Prompt: Repeat every line exactly, keeping the pictures out of the copy.

⁂

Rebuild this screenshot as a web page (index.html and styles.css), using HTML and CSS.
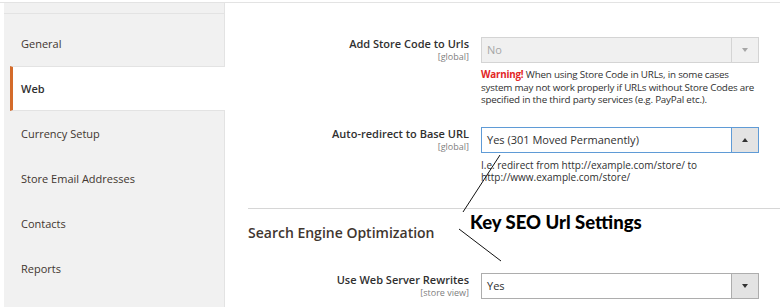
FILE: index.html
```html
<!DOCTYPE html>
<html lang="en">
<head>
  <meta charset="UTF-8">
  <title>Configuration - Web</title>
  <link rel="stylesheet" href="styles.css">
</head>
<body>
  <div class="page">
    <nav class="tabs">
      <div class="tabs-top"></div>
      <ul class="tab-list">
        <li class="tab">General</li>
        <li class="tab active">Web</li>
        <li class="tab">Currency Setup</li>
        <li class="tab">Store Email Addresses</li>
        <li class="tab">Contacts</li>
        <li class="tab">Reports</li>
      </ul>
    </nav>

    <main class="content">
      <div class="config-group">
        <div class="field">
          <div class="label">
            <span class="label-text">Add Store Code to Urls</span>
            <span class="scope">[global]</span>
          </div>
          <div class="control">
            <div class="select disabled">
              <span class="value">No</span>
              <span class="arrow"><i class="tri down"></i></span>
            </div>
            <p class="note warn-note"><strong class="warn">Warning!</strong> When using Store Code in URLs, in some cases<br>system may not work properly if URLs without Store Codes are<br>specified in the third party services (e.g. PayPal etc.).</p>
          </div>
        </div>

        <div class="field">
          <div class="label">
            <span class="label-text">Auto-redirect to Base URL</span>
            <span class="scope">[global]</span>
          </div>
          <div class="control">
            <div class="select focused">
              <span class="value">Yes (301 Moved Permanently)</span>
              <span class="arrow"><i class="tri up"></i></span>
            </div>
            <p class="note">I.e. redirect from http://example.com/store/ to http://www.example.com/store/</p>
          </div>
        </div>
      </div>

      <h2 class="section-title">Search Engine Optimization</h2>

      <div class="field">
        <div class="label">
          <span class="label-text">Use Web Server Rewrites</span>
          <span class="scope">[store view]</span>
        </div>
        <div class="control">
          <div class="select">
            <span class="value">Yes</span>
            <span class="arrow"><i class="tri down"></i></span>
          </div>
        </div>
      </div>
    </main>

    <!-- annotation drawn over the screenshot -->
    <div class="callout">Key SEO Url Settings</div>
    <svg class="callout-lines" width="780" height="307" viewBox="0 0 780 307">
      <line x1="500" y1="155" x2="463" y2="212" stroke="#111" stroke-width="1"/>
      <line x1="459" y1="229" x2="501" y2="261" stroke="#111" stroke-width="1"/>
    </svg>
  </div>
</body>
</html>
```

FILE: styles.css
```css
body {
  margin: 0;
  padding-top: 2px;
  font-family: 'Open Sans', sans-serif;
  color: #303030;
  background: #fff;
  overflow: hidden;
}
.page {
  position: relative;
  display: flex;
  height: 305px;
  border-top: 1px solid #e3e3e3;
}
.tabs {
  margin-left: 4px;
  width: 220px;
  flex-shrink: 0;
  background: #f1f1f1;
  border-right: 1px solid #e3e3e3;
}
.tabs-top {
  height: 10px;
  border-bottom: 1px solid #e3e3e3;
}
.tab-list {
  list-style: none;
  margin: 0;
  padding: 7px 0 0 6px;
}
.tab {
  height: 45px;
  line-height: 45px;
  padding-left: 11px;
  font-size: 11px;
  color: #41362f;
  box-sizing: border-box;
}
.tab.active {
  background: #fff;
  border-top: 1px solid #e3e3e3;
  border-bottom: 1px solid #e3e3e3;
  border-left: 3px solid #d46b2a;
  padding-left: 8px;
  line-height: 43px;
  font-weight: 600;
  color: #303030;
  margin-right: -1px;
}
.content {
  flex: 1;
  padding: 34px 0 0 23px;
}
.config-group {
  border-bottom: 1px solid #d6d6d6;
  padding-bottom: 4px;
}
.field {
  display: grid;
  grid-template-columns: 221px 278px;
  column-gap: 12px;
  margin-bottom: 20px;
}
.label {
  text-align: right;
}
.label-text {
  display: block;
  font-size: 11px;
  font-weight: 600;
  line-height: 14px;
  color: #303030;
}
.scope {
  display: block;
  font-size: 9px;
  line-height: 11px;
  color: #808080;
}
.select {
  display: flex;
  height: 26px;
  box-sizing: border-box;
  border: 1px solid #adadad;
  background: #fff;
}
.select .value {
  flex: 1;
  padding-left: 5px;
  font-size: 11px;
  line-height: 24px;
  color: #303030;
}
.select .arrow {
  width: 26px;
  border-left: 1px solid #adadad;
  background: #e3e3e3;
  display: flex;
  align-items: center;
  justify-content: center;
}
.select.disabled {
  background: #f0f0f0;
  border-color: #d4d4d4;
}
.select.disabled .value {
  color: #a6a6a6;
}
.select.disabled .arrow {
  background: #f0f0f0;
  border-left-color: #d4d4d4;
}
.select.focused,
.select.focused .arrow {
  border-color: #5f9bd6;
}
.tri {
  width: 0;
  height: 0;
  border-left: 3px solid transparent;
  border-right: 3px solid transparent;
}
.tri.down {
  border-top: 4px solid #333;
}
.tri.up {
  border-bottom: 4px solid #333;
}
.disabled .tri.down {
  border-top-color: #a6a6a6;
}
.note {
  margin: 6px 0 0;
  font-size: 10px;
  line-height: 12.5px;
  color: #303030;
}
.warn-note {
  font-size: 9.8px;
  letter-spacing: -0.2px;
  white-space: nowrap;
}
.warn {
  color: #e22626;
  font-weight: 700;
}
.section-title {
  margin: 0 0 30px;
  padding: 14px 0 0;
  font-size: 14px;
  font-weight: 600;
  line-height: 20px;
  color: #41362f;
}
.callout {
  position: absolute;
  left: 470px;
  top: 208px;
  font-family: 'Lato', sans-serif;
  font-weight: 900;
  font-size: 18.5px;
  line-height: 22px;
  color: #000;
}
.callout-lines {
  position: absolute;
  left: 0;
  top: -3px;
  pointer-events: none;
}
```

⁂

Result of this exercise:
Rebuild this screenshot as a web page (index.html and styles.css), using HTML and CSS.
FILE: index.html
```html
<!DOCTYPE html>
<html lang="en">
<head>
  <meta charset="UTF-8">
  <title>Configuration - Web</title>
  <link rel="stylesheet" href="styles.css">
</head>
<body>
  <div class="page">
    <nav class="tabs">
      <div class="tabs-top"></div>
      <ul class="tab-list">
        <li class="tab">General</li>
        <li class="tab active">Web</li>
        <li class="tab">Currency Setup</li>
        <li class="tab">Store Email Addresses</li>
        <li class="tab">Contacts</li>
        <li class="tab">Reports</li>
      </ul>
    </nav>

    <main class="content">
      <div class="config-group">
        <div class="field">
          <div class="label">
            <span class="label-text">Add Store Code to Urls</span>
            <span class="scope">[global]</span>
          </div>
          <div class="control">
            <div class="select disabled">
              <span class="value">No</span>
              <span class="arrow"><i class="tri down"></i></span>
            </div>
            <p class="note warn-note"><strong class="warn">Warning!</strong> When using Store Code in URLs, in some cases<br>system may not work properly if URLs without Store Codes are<br>specified in the third party services (e.g. PayPal etc.).</p>
          </div>
        </div>

        <div class="field">
          <div class="label">
            <span class="label-text">Auto-redirect to Base URL</span>
            <span class="scope">[global]</span>
          </div>
          <div class="control">
            <div class="select focused">
              <span class="value">Yes (301 Moved Permanently)</span>
              <span class="arrow"><i class="tri up"></i></span>
            </div>
            <p class="note">I.e. redirect from http://example.com/store/ to http://www.example.com/store/</p>
          </div>
        </div>
      </div>

      <h2 class="section-title">Search Engine Optimization</h2>

      <div class="field">
        <div class="label">
          <span class="label-text">Use Web Server Rewrites</span>
          <span class="scope">[store view]</span>
        </div>
        <div class="control">
          <div class="select">
            <span class="value">Yes</span>
            <span class="arrow"><i class="tri down"></i></span>
          </div>
        </div>
      </div>
    </main>

    <!-- annotation drawn over the screenshot -->
    <div class="callout">Key SEO Url Settings</div>
    <svg class="callout-lines" width="780" height="307" viewBox="0 0 780 307">
      <line x1="500" y1="155" x2="463" y2="212" stroke="#111" stroke-width="1"/>
      <line x1="459" y1="229" x2="501" y2="261" stroke="#111" stroke-width="1"/>
    </svg>
  </div>
</body>
</html>
```

FILE: styles.css
```css
body {
  margin: 0;
  padding-top: 2px;
  font-family: 'Open Sans', sans-serif;
  color: #303030;
  background: #fff;
  overflow: hidden;
}
.page {
  position: relative;
  display: flex;
  height: 305px;
  border-top: 1px solid #e3e3e3;
}
.tabs {
  margin-left: 4px;
  width: 220px;
  flex-shrink: 0;
  background: #f1f1f1;
  border-right: 1px solid #e3e3e3;
}
.tabs-top {
  height: 10px;
  border-bottom: 1px solid #e3e3e3;
}
.tab-list {
  list-style: none;
  margin: 0;
  padding: 7px 0 0 6px;
}
.tab {
  height: 45px;
  line-height: 45px;
  padding-left: 11px;
  font-size: 11px;
  color: #41362f;
  box-sizing: border-box;
}
.tab.active {
  background: #fff;
  border-top: 1px solid #e3e3e3;
  border-bottom: 1px solid #e3e3e3;
  border-left: 3px solid #d46b2a;
  padding-left: 8px;
  line-height: 43px;
  font-weight: 600;
  color: #303030;
  margin-right: -1px;
}
.content {
  flex: 1;
  padding: 34px 0 0 23px;
}
.config-group {
  border-bottom: 1px solid #d6d6d6;
  padding-bottom: 4px;
}
.field {
  display: grid;
  grid-template-columns: 221px 278px;
  column-gap: 12px;
  margin-bottom: 20px;
}
.label {
  text-align: right;
}
.label-text {
  display: block;
  font-size: 11px;
  font-weight: 600;
  line-height: 14px;
  color: #303030;
}
.scope {
  display: block;
  font-size: 9px;
  line-height: 11px;
  color: #808080;
}
.select {
  display: flex;
  height: 26px;
  box-sizing: border-box;
  border: 1px solid #adadad;
  background: #fff;
}
.select .value {
  flex: 1;
  padding-left: 5px;
  font-size: 11px;
  line-height: 24px;
  color: #303030;
}
.select .arrow {
  width: 26px;
  border-left: 1px solid #adadad;
  background: #e3e3e3;
  display: flex;
  align-items: center;
  justify-content: center;
}
.select.disabled {
  background: #f0f0f0;
  border-color: #d4d4d4;
}
.select.disabled .value {
  color: #a6a6a6;
}
.select.disabled .arrow {
  background: #f0f0f0;
  border-left-color: #d4d4d4;
}
.select.focused,
.select.focused .arrow {
  border-color: #5f9bd6;
}
.tri {
  width: 0;
  height: 0;
  border-left: 3px solid transparent;
  border-right: 3px solid transparent;
}
.tri.down {
  border-top: 4px solid #333;
}
.tri.up {
  border-bottom: 4px solid #333;
}
.disabled .tri.down {
  border-top-color: #a6a6a6;
}
.note {
  margin: 6px 0 0;
  font-size: 10px;
  line-height: 12.5px;
  color: #303030;
}
.warn-note {
  font-size: 9.8px;
  letter-spacing: -0.2px;
  white-space: nowrap;
}
.warn {
  color: #e22626;
  font-weight: 700;
}
.section-title {
  margin: 0 0 30px;
  padding: 14px 0 0;
  font-size: 14px;
  font-weight: 600;
  line-height: 20px;
  color: #41362f;
}
.callout {
  position: absolute;
  left: 470px;
  top: 208px;
  font-family: 'Lato', sans-serif;
  font-weight: 900;
  font-size: 18.5px;
  line-height: 22px;
  color: #000;
}
.callout-lines {
  position: absolute;
  left: 0;
  top: -3px;
  pointer-events: none;
}
```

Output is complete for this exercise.